AMENABILITY

Schedule

• 9:15–10:15  Yair Glasner
  Actions of linear groups on sets and on probability spaces

  Let A = Z! be the full symmetric group of a countable set and B = Aut(X,µ) the automorphism group of a standard probability space. I will discuss the role of the Zariski topology in the study of representation of countable linear groups into these two Polish groups. I will illustrate the method by discussing the following two theorems.
  
  Theorem 1 (joint with Dennis Gulko). For every sharply 2-transitive linear permutation group Γ, there exists a near field N (i.e. a skew field which is distributive only from the left) such that Γ is the semidirect product of N* and N.
  
  Theorem 2. If a countable linear group acts by measure preserving transformations on a probability space (X,µ) in such a way that almost every point has an amenable stabilizer. Then the stabilizers are all contained in a common amenable normal subgroup.



• Coffee break


• 10:45–11:45  Kate Juschenko
  On simple amenable groups

  We will discuss amenability of the topological full group of a minimal Cantor system.

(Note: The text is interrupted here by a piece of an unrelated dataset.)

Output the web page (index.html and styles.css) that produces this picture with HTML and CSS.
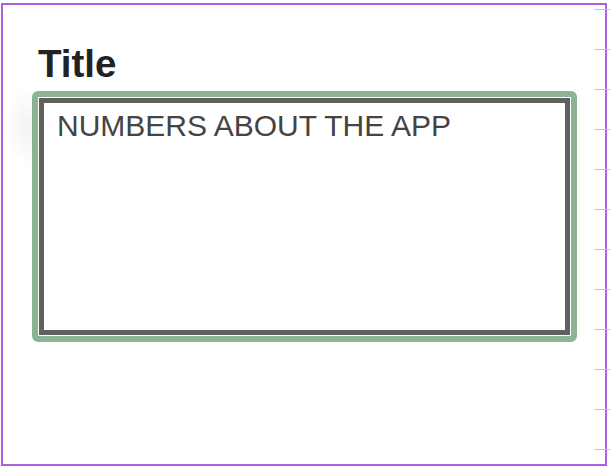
FILE: index.html
```html
<!DOCTYPE html>
<html>
<head>
<meta charset="utf-8">
<link rel="stylesheet" href="styles.css">
</head>
<body>
<div class="frame">
  <div class="shade"></div>
  <h1 class="title">Title</h1>
  <div class="card">
    <div class="inner">NUMBERS ABOUT THE APP</div>
  </div>
</div>
<div class="ruler">
  <span></span><span></span><span></span><span></span><span></span><span></span>
  <span></span><span></span><span></span><span></span><span></span><span></span>
</div>
</body>
</html>
```
FILE: styles.css
```css
html, body {
  margin: 0;
  padding: 0;
  background: #fff;
  width: 610px;
  height: 466px;
  overflow: hidden;
  font-family: "Liberation Sans", Arial, sans-serif;
}
.frame {
  position: relative;
  box-sizing: border-box;
  width: 606px;
  height: 463px;
  margin: 3px 0 0 1px;
  border: 2px solid #ac62e0;
  padding: 37px 0 0 29px;
}
.shade {
  position: absolute;
  left: 2px;
  top: 82px;
  width: 28px;
  height: 80px;
  background: radial-gradient(ellipse at 80% 50%, rgba(0,0,0,0.05), rgba(0,0,0,0) 70%);
}
.title {
  margin: 0 0 5px 6px;
  font-size: 38.5px;
  line-height: 44px;
  font-weight: bold;
  color: #222;
}
.card {
  box-sizing: border-box;
  width: 545px;
  height: 251px;
  border: 6px solid #8cb494;
  border-radius: 6px;
  padding: 1px;
  background: #fff;
}
.inner {
  box-sizing: border-box;
  height: 100%;
  border: 5px solid #606060;
  padding: 6px 13px;
  font-size: 30px;
  color: #444;
}
.ruler {
  position: absolute;
  top: 9px;
  left: 594px;
  width: 16px;
  display: flex;
  flex-direction: column;
  gap: 39px;
}
.ruler span {
  display: block;
  height: 1px;
  background: #c4c4c4;
}
```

Together with the results of H. Matui this provides examples of finitely generated simple amenable groups. Joint with N. Monod.



• Lunch break


• 14:15–15:15  Tatiana Nagnibeda
  On percolation characterization of non-amenability

  We will discuss Benjamini–Schramm non-amenabitily conjecture in relation with two values measuring non-amenability of a Cayley graph — the spectral radius of the random walk and the isoperimetric constant.



• Coffee break


• 15:45–16:45  Narutaka Ozawa
  Quantum correlations and Kirchberg's conjecture

  I will talk about Tsirelson's problem on quantum correlations of independent bipartite systems. The problem is known to be equivalent to Kirchberg's and Connes's conjectures, and hence has a close connection with Gromov's problem asking whether every group is sofic.